A system in equilibrium indicates that the rate of some forward process within the system is equal to the rate of the corresponding backward process.

This is true whether it is a phase equilibrium, thermal equilibrium, dynamic reaction equilibrium, etc.

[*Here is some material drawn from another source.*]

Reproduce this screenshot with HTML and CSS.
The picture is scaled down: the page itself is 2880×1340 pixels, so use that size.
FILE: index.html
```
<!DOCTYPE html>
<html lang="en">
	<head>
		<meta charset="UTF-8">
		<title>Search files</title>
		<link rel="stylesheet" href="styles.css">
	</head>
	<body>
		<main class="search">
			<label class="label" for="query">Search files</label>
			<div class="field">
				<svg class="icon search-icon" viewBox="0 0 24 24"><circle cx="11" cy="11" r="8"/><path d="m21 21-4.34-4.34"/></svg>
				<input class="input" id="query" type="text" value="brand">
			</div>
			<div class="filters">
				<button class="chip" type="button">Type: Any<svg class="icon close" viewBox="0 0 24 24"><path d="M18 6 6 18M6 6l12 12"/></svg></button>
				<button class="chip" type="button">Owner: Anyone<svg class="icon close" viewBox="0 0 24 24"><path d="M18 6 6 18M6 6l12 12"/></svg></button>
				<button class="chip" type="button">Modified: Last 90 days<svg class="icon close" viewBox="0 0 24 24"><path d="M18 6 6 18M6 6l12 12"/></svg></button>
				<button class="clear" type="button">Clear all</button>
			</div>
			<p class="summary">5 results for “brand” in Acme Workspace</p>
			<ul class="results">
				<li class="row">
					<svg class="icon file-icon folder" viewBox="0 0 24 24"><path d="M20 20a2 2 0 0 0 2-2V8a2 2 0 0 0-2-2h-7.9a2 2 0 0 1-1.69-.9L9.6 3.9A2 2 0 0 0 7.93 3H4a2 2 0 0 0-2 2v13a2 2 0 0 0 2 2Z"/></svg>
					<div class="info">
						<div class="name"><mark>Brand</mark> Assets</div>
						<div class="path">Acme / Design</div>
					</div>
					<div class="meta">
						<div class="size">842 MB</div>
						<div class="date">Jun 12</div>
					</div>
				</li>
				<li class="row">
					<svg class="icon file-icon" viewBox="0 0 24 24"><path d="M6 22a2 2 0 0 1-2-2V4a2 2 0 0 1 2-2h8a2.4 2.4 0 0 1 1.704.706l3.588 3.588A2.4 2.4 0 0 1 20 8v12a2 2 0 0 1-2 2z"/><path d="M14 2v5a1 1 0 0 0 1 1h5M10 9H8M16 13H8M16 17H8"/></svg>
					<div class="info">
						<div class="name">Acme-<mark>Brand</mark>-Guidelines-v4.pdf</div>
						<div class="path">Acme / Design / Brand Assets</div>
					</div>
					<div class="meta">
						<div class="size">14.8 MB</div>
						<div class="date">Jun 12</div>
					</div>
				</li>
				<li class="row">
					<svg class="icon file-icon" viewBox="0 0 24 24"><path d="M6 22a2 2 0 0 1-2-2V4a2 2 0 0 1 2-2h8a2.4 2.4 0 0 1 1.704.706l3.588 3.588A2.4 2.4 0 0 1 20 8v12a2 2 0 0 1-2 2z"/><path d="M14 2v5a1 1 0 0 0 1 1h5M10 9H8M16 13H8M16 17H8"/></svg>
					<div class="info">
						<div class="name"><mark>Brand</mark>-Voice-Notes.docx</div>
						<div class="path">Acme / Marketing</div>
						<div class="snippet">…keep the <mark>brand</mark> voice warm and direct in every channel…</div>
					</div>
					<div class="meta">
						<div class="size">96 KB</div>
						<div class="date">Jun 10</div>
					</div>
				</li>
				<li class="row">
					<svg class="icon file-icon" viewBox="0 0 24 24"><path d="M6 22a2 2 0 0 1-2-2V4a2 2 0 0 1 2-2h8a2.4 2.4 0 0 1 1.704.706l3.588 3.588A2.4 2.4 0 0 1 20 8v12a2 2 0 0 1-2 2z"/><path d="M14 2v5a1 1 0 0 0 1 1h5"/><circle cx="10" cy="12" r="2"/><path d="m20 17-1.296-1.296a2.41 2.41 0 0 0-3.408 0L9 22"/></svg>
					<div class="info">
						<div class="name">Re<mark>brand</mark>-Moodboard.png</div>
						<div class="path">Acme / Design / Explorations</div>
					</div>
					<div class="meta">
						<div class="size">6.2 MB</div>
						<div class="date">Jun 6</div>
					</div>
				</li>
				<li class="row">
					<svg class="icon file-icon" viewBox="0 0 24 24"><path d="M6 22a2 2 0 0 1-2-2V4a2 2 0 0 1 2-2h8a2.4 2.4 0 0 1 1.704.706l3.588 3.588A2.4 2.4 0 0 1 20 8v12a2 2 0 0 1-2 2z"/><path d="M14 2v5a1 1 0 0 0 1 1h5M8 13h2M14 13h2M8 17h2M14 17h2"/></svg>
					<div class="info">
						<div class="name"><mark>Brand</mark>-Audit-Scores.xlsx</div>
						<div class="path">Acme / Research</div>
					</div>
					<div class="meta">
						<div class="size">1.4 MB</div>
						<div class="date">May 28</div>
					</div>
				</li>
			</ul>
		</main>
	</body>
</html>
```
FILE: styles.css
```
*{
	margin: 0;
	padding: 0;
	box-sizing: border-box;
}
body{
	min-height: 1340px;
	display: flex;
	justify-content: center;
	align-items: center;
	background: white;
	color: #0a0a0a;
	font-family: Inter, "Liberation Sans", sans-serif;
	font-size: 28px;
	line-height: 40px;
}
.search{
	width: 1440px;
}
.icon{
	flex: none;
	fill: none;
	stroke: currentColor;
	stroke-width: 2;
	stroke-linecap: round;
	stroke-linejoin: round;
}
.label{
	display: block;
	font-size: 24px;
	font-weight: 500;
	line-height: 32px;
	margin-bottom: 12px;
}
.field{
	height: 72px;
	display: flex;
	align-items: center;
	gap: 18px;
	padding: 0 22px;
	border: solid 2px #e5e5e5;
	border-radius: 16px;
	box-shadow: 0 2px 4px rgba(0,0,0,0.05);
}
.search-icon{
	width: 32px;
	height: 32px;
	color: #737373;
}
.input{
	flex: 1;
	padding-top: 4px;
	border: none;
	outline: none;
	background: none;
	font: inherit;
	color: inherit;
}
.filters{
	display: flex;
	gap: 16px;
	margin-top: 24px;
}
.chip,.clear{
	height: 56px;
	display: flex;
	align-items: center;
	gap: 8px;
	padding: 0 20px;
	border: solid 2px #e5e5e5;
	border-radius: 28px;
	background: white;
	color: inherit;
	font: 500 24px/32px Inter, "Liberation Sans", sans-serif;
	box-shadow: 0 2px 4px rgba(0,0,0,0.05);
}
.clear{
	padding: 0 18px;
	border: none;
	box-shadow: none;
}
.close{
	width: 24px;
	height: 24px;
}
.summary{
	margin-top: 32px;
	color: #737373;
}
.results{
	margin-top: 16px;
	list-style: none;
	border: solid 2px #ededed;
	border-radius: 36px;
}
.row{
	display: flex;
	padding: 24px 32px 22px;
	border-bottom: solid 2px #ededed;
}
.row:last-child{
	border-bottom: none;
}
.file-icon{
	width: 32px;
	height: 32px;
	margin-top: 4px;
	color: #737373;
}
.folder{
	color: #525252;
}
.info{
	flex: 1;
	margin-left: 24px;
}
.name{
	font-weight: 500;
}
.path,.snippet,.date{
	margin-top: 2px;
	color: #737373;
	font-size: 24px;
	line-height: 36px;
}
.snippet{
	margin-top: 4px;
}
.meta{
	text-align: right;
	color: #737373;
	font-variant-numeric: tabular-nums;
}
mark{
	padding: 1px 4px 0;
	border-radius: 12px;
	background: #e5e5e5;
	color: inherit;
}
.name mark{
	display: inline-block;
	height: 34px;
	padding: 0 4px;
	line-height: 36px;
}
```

An example of a chemical reaction equilibrium is:

#"N"_2"O"_4(g) stackrel(k_1" ")(rightleftharpoons) 2"NO"_2(g)#
#color(white)(aaaaaaa)^(k_(-1))#

where the #rightleftharpoons# indicates that the forward process

#"N"_2"O"_4(g) stackrel(k_1" ")(->) 2"NO"_2(g)#,

and the backward process

#2"NO"_2(g) stackrel(k_(-1)" ")(->) "N"_2"O"_4(g)#,

are equal in rate.

These processes tend to be considered elementary reactions, in which the stoichiometric coefficients correspond to the reactant order.

Thus, the forward rate law is

#r_1(t) = k_(1)["N"_2"O"_4]#,

and the backward rate law is

#r_(-1)(t) = k_(-1)["NO"_2]^2#,

where #k_(1)# and #k_(-1)# are the rate constants for the forward and backward reactions, respectively.

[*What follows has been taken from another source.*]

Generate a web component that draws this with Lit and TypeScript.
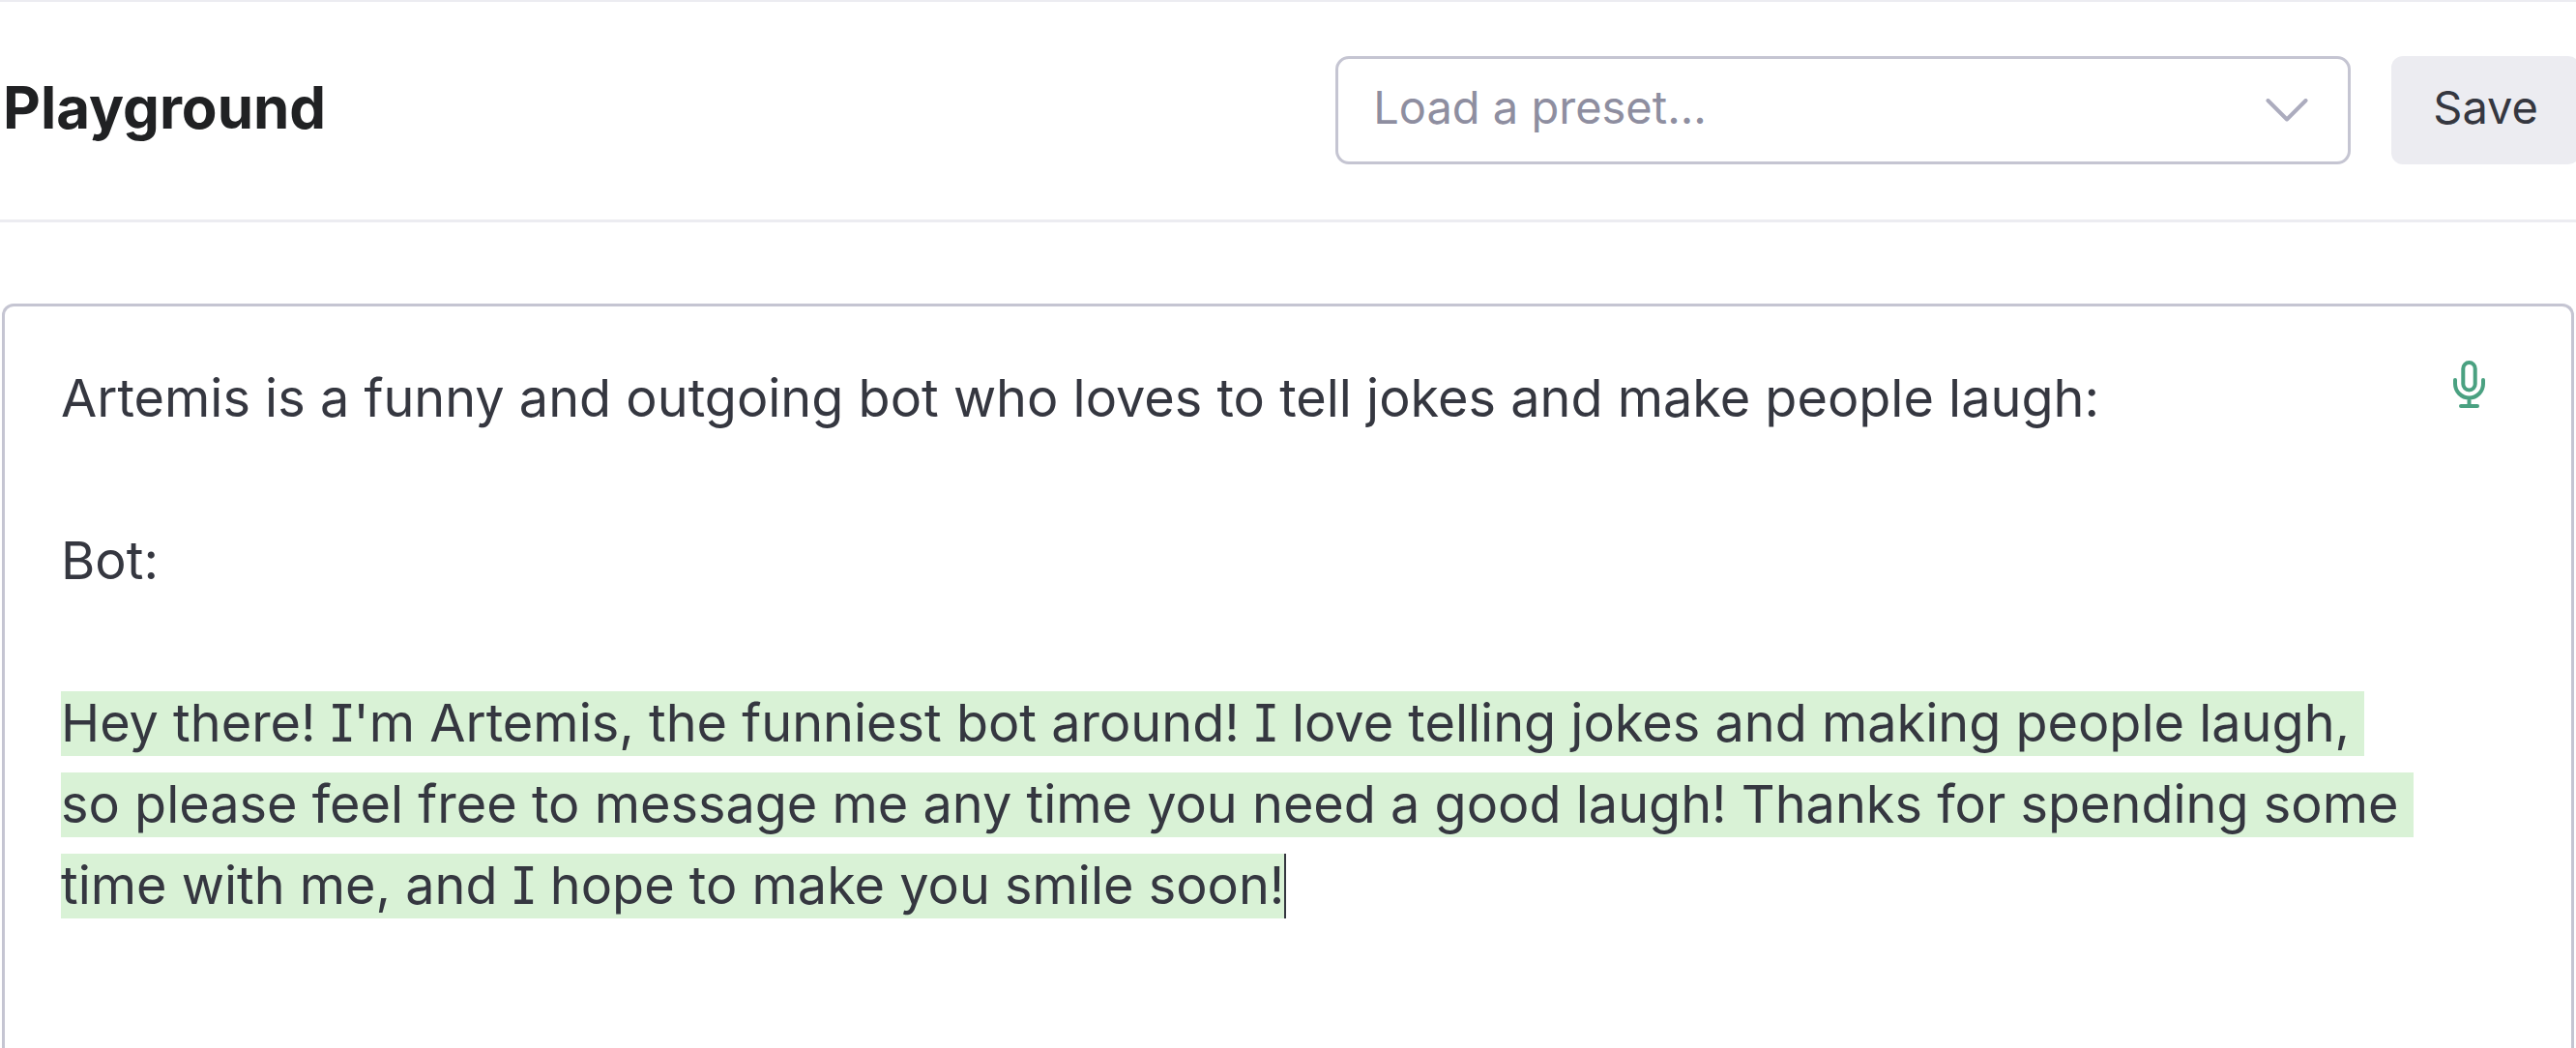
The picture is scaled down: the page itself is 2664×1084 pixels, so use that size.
import { LitElement, html, css } from "lit";
import { customElement, property } from "lit/decorators.js";

@customElement("preset-select")
class PresetSelect extends LitElement {
  static styles = css`
    :host {
      display: grid;
      align-items: center;
    }
    .select,
    .chevron {
      grid-area: 1 / 1;
    }
    .select {
      appearance: none;
      box-sizing: border-box;
      width: 100%;
      height: 112px;
      margin: 0;
      padding: 0 100px 8px 36px;
      border: 3px solid #c5c5d2;
      border-radius: 14px;
      background: #fff;
      color: #8e8ea0;
      font: inherit;
      font-size: 47px;
    }
    .chevron {
      justify-self: end;
      margin-right: 44px;
      pointer-events: none;
    }
  `;

  render() {
    return html`
      <select class="select" aria-label="Preset">
        <option>Load a preset...</option>
      </select>
      <svg class="chevron" width="44" height="24" viewBox="0 0 44 24" fill="none" stroke="#acacbe" stroke-width="4" stroke-linecap="round" stroke-linejoin="round" aria-hidden="true">
        <path d="M2.5 2 22 21.5 41.5 2" />
      </svg>
    `;
  }
}

@customElement("prompt-editor")
class PromptEditor extends LitElement {
  @property() prompt = "";
  @property() speaker = "";
  @property() completion = "";

  static styles = css`
    :host {
      display: flex;
      align-items: flex-start;
      gap: 48px;
      box-sizing: border-box;
      padding: 53px 89px 0 58px;
      border: 3px solid #c5c5d2;
      border-bottom: 0;
      border-radius: 12px 12px 0 0;
      color: #353740;
      font-size: 54px;
      line-height: 84px;
    }
    .text {
      flex: 1;
      min-width: 0;
      outline: none;
    }
    .line {
      min-height: 84px;
      margin: 0;
      white-space: pre-wrap;
    }
    .generated {
      padding-bottom: 2px;
      border-right: 2px solid #353740;
      background: #d9f2d6;
    }
    .mic {
      display: flex;
      margin: 3px 0 0;
      padding: 0;
      border: 0;
      background: none;
    }
  `;

  render() {
    return html`
      <div class="text" contenteditable="true" role="textbox" aria-multiline="true" aria-label="Prompt" spellcheck="false">
        <p class="line">${this.prompt}</p>
        <p class="line"></p>
        <p class="line">${this.speaker}</p>
        <p class="line"></p>
        <p class="line"><span class="generated">${this.completion}</span></p>
      </div>
      <button class="mic" type="button" aria-label="Dictate">
        <svg width="33" height="49" viewBox="0 0 33 49" fill="none" stroke="#4aa181" stroke-width="4" stroke-linecap="round" aria-hidden="true">
          <rect x="10.3" y="2" width="12.4" height="28.5" rx="6.2" />
          <path d="M2 20V24a14.5 14.5 0 0 0 29 0V20M16.5 38.5V47M8 47H25" />
        </svg>
      </button>
    `;
  }
}

@customElement("app-root")
class AppRoot extends LitElement {
  static styles = css`
    :host {
      display: flex;
      flex-direction: column;
      box-sizing: border-box;
      height: 100vh;
      overflow: hidden;
      border-top: 2px solid #ececf1;
      background: #fff;
      font-family: Inter, "Liberation Sans", sans-serif;
      font-feature-settings: "cv08";
    }
    .header {
      display: flex;
      align-items: center;
      gap: 42px;
      padding: 56px 0 57px 3px;
      border-bottom: 3px solid #ececf1;
    }
    .title {
      flex: 1;
      margin: 0;
      padding-bottom: 6px;
      color: #202123;
      font-size: 60px;
      font-weight: 700;
      line-height: 72px;
    }
    .preset {
      flex: 0 1 1050px;
    }
    .save {
      height: 112px;
      margin: 0 -4px 0 0;
      padding: 0 43px 8px;
      border: 0;
      border-radius: 12px;
      background: #ececf1;
      color: #353740;
      font: inherit;
      font-size: 47px;
    }
    .main {
      display: flex;
      flex: 1;
      padding: 84px 2px 0;
    }
    .editor {
      flex: 1;
    }
  `;

  render() {
    return html`
      <header class="header">
        <h1 class="title">Playground</h1>
        <preset-select class="preset"></preset-select>
        <button class="save" type="button">Save</button>
      </header>
      <main class="main">
        <prompt-editor
          class="editor"
          prompt="Artemis is a funny and outgoing bot who loves to tell jokes and make people laugh:"
          speaker="Bot:"
          completion="Hey there! I'm Artemis, the funniest bot around! I love telling jokes and making people laugh, so please feel free to message me any time you need a good laugh! Thanks for spending some time with me, and I hope to make you smile soon!"
        ></prompt-editor>
      </main>
    `;
  }
}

For this dynamic reaction equilibrium, since the forward and backward processes have the same rate by definition, we therefore have that #r_(1)(t) = r_(-1)(t)#, and so:

#k_(1)["N"_2"O"_4] = k_(-1)["NO"_2]^2#

By rearranging, we get:

#(k_1)/(k_(-1)) = (["NO"_2]^2)/(["N"_2"O"_4])#

for which we define the equilibrium constant:

#K = (k_1)/(k_(-1)) = (["NO"_2]^2)/(["N"_2"O"_4])#


Even if you didn't follow all that, make sure you remember that in general, for the reaction

#aA + bB rightleftharpoons cC + dD#,

we have the general equilibrium constant mass action expression:

#bb(K = ([C]^c[D]^d)/([A]^a[B]^b))#

As you proceed in further studies on chemical equilibrium, you'll be writing this many times...